Dans ces conditions, toute tactique est impossible à appliquer, pour une stratégie que personne ne peut déterminer. (Quand aux grands desseins géostratégiques et autre “Grand Jeu” qui se cacheraient derrière la présence de l’OTAN en Afghanistan, il faudrait que quelqu’un dans ses bureaucraties foisonnantes et ses réunions d’experts chics sache encore ce que tous ces termes signifient.) On ne peut faire une guerre qui, littéralement, selon la raison politique et la logique militaire, n’existe pas. De ce point de vue, l’Afghanistan se révèle comme n’ayant une seule fonction, celle d’être effectivement le plus formidable abcès de fixation qu’une alliance militaire se soit jamais imposée à elle-même, et l’OTAN est effectivement en train d’y perdre ce qui lui reste de substance, éventuellement sous le regard goguenard des Russes qui s’empressent de laisser passer par leur territoire tout le matériel de soutien logistique et de renforcement dont a besoin l’OTAN pour s’enfoncer encore plus dans ce bourbier. Le problème de l’Afghanistan n’est donc pas tant de savoir si et quand les talibans et tous ceux qui se battent en même temps qu’eux l’emporteront, mais combien de temps l’apparence de cohésion de l’Alliance continuera. L’année 2011 (départ prévu et fermement décidé, notamment, des contingents canadien et hollandais) sera intéressante pour cela.

Mais allons encore plus loin dans nos propositions… L’Afghanistan est peut-être la démonstration que le concept de guerre est en train de disparaître au profit d’autre chose encore à déterminer, du moins dans le chef des puissances occidentalistes prétendument dominantes dans le domaine de la puissance militaire. Les conditions opérationnelles chaotiques pour des armées conventionnelles et l’absence d’ “ennemis” réels (sauf ceux qui sont créés par les interventions) y sont pour beaucoup. D’autre part, et surtout, selon les commentaires du général Hallier, une cause centrale en est que les directions politiques ont atteint un tel niveau de conformisme, d’intoxication par la communication, de réduction de la politique aux événements quotidiens les plus triviaux, d’incapacité d’apprécier une situation pour ce qu’elle est dans son ampleur et d’en juger, que les seules interventions guerrières qu’elles sont capables de décider le sont pour des motifs tels, de conformisme et d’aveuglement sur les situations, qu’elles débouchent sur des conflits absurdes qu’il est impossible de mener à bien en tout état de cause. Par nature, l’Occident décadent ne sait plus ce qu’est une guerre, non par pacifisme mais par bêtise, et fait par conséquent des guerres “fausses” qui sont destinées à se terminer en désastre.

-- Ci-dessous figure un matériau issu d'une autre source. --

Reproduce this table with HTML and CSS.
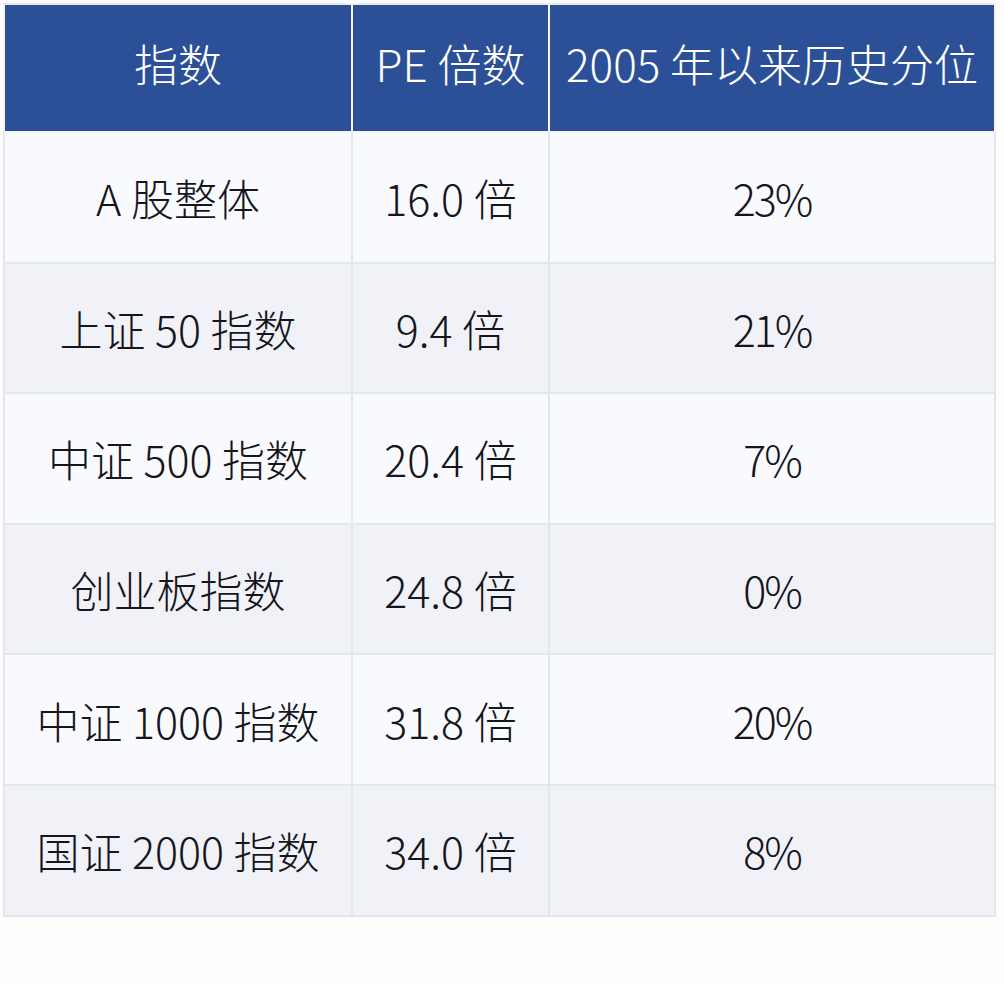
FILE: index.html
```html
<!DOCTYPE html>
<html lang="zh-CN">
<head>
<meta charset="utf-8">
<link rel="stylesheet" href="styles.css">
</head>
<body>
<table class="pe-table">
  <colgroup>
    <col class="c1"><col class="c2"><col class="c3">
  </colgroup>
  <thead>
    <tr><th>指数</th><th>PE 倍数</th><th>2005 年以来历史分位</th></tr>
  </thead>
  <tbody>
    <tr><td>A 股整体</td><td>16.0 倍</td><td class="pct">23%</td></tr>
    <tr><td>上证 50 指数</td><td>9.4 倍</td><td class="pct">21%</td></tr>
    <tr><td>中证 500 指数</td><td>20.4 倍</td><td class="pct">7%</td></tr>
    <tr><td>创业板指数</td><td>24.8 倍</td><td class="pct">0%</td></tr>
    <tr><td>中证 1000 指数</td><td>31.8 倍</td><td class="pct">20%</td></tr>
    <tr><td>国证 2000 指数</td><td>34.0 倍</td><td class="pct">8%</td></tr>
  </tbody>
</table>
</body>
</html>
```
FILE: styles.css
```css
html, body {
  margin: 0;
  padding: 0;
  background: #fdfdfe;
}
body {
  padding: 3px 0 0 3px;
  font-family: "Noto Sans CJK SC", "Noto Sans", sans-serif;
}
.pe-table {
  border-collapse: collapse;
  table-layout: fixed;
  width: 991px;
}
.c1 { width: 348px; }
.c2 { width: 197px; }
.c3 { width: 446px; }
.pe-table th {
  background: #2b5097;
  color: #ffffff;
  font-weight: 300;
  font-size: 44px;
  height: 128px;
  padding: 0 0 10px 0;
  box-sizing: border-box;
  text-align: center;
  border: 2px solid #f3f5f9;
  border-top-color: #e9ecf1;
}
.pe-table td {
  font-size: 43px;
  font-weight: 300;
  color: #15151c;
  height: 128.6px;
  padding: 0;
  text-align: center;
  border: 2px solid #e3e6ec;
}
.pe-table tbody tr:nth-child(odd) td { background: #f9fafd; }
.pe-table tbody tr:nth-child(even) td { background: #f0f2f7; }
.pct {
  letter-spacing: -2px;
}
```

Le témoignage du général Hillier, furieux comme seul un général canadien peut l’être (certaines fureurs de généraux canadiens affectés aux troubles en ex-Yougoslavie durant les années 1990, comme le général Fitzpatrick, sont restées fameuses), est donc d’un apport précieux. Il a l ‘avantage de juger avec fureur et justesse, ou disons avec une juste fureur, d’une situation générale qui concerne l’OTAN et l’Occident en tant que tels. Même si l’on n’en parle pas trop à haute voix, ce bouquin va contribuer à semer un trouble sérieux dans les capitales occidentalistes et à l’OTAN. On n'osera pas en parler à haute voix et on le dévorera sous le manteau, en baissant les yeux.